Call that big fellow a Buffalo, and everyone will know what you mean. Park rangers and a few pedantic jerks eager to display their superior knowledge may try to explain that it is an American Bison and that Buffalo are native to Southeast Asia, but who cares?
It is a Buffalo, and calling it one is valid because that’s what they have been called for the last two centuries, and because everyone recognizes and understands the term.
Word definitions become valid through general use and acceptance. If everyone had called the Buffalo a Periwinkle or a Proctologist (and everyone understood what you were talking about) the name would be just as legitimate.
A true purist might call the Buffalo by their Sioux name, Tatanka. The Sioux, after all, were the greatest Buffalo hunters before the arrival of gun powder, and they had hunted the Takanta long before Europeans arrived.
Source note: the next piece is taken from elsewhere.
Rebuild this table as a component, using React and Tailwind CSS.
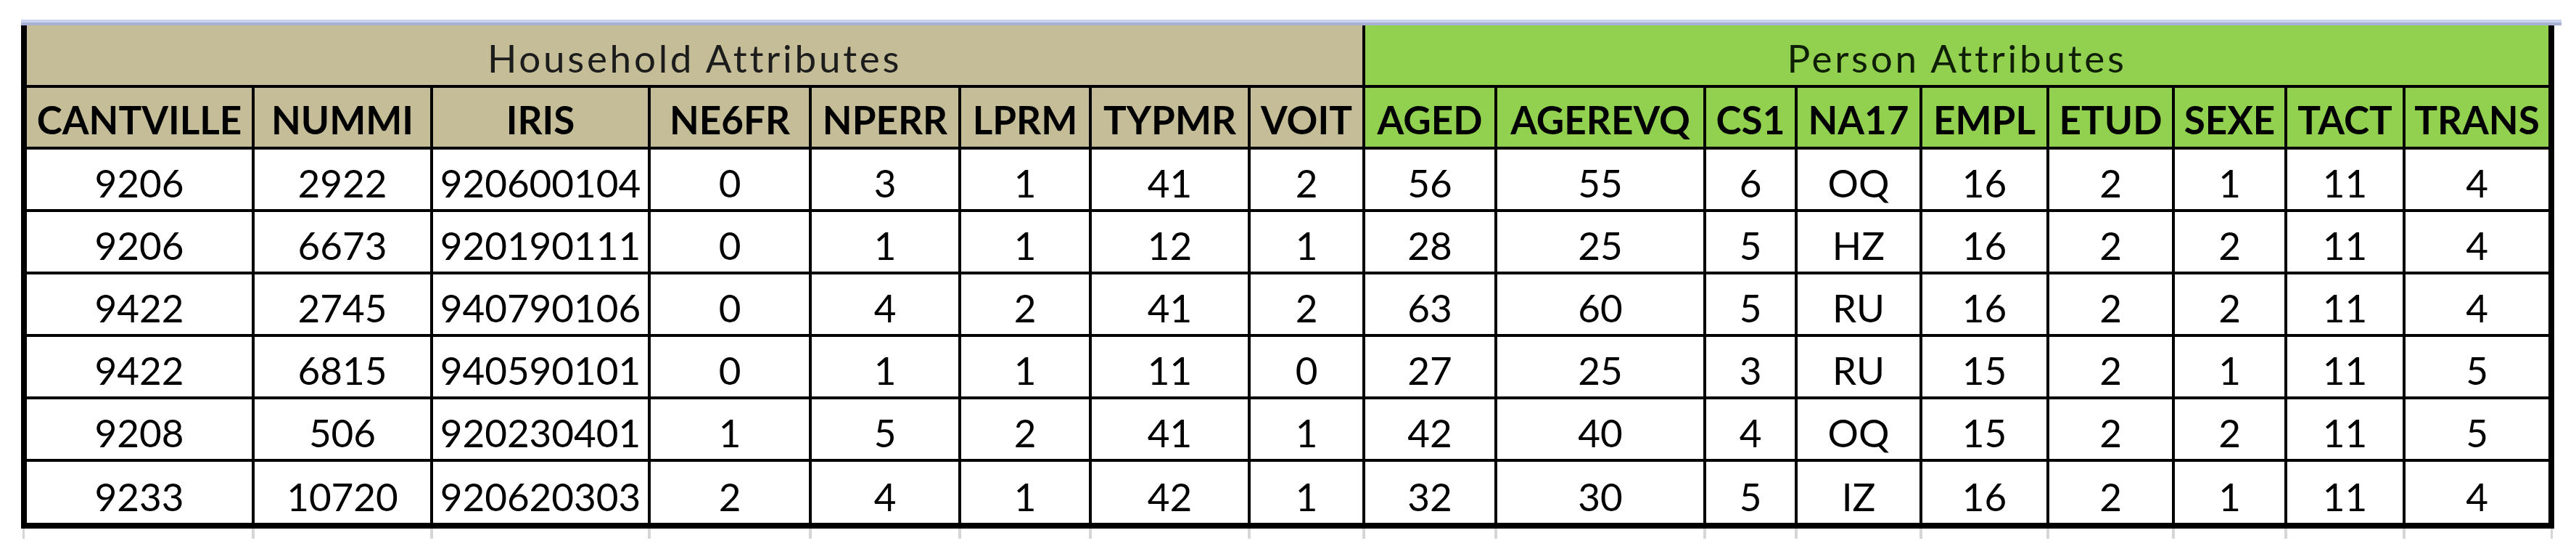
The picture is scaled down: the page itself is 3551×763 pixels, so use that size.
import React from 'react';

const household = ['CANTVILLE', 'NUMMI', 'IRIS', 'NE6FR', 'NPERR', 'LPRM', 'TYPMR', 'VOIT'];
const person = ['AGED', 'AGEREVQ', 'CS1', 'NA17', 'EMPL', 'ETUD', 'SEXE', 'TACT', 'TRANS'];

const rows = [
    ['9206', '2922', '920600104', '0', '3', '1', '41', '2', '56', '55', '6', 'OQ', '16', '2', '1', '11', '4'],
    ['9206', '6673', '920190111', '0', '1', '1', '12', '1', '28', '25', '5', 'HZ', '16', '2', '2', '11', '4'],
    ['9422', '2745', '940790106', '0', '4', '2', '41', '2', '63', '60', '5', 'RU', '16', '2', '2', '11', '4'],
    ['9422', '6815', '940590101', '0', '1', '1', '11', '0', '27', '25', '3', 'RU', '15', '2', '1', '11', '5'],
    ['9208', '506', '920230401', '1', '5', '2', '41', '1', '42', '40', '4', 'OQ', '15', '2', '2', '11', '5'],
    ['9233', '10720', '920620303', '2', '4', '1', '42', '1', '32', '30', '5', 'IZ', '16', '2', '1', '11', '4'],
];

const cols = 'grid-cols-[310px_242px_296px_218px_202px_176px_215px_154px_178px_284px_122px_168px_171px_169px_151px_159px_197px]';

export default function App() {
    return (
        <div className="w-[3551px] h-[763px] bg-white pt-[27px] pl-[29px] font-[Lato,sans-serif] text-black overflow-hidden">
            {/* strip above the table */}
            <div className="w-[3502px] flex flex-col">
                <div className="h-[4px] bg-[#c9d3ef]" />
                <div className="h-[4px] bg-[#a9b1d2]" />
            </div>

            {/* Table */}
            <div className={`w-[3492px] grid ${cols} grid-rows-[82px_81px_82px_82px_82px_82px_82px_84px] gap-[4px] bg-black px-[8px] pb-[8px]`}>
                <div className="col-span-8 bg-[#c4bd97] flex items-end justify-center pb-[11px] text-[53px] leading-[53px] tracking-[3.7px] text-[#1c1c1c]">
                    Household Attributes
                </div>
                <div className="col-span-9 bg-[#92d050] flex items-end justify-center pb-[11px] text-[53px] leading-[53px] tracking-[3.7px] text-[#0f1f05]">
                    Person Attributes
                </div>

                {household.map((h) => (
                    <div key={h} className="bg-[#c4bd97] flex items-end justify-center pb-[11px] text-[53px] leading-[53px] font-bold">
                        {h}
                    </div>
                ))}
                {person.map((h) => (
                    <div key={h} className="bg-[#92d050] flex items-end justify-center pb-[11px] text-[53px] leading-[53px] font-bold">
                        {h}
                    </div>
                ))}

                {rows.map((row, r) =>
                    row.map((v, c) => (
                        <div key={`${r}-${c}`} className="bg-white flex items-end justify-center pb-[10px] text-[53px] leading-[53px]">
                            {v}
                        </div>
                    ))
                )}
            </div>

            {/* grid stubs below */}
            <div className="w-[3492px] h-[14px] flex">
                <div className="w-[2px]" />
                <div className="w-[3px] bg-[#d6d6d6]" />
                <div className="w-[3px]" />
                <div className={`grid ${cols} gap-x-[4px] bg-[#d6d6d6]`}>
                    {household.concat(person).map((h) => (
                        <div key={h} className="bg-white" />
                    ))}
                </div>
                <div className="w-[3px]" />
                <div className="w-[3px] bg-[#d6d6d6]" />
            </div>
        </div>
    );
}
Even Sioux is a misnomer – it is the French bastardization of an Algonquin term that means “little snakes” – they called themselves the Lakota.
I suppose you could claim that I am arguing that if you say something wrong often enough, and long enough, it becomes right. You might have a point, but my main contention is that definitions are validated through usage.
Besides, Houston’s Buffalo Bayou just wouldn’t sound as appealing if it were called Bison Creek, and Home On The Range doesn’t ring true if the singer longs for a home where the Bison roam. It just doesn’t work.
So, please don’t try to correct me if I call it a Buffalo. That’s what it is – deal with it.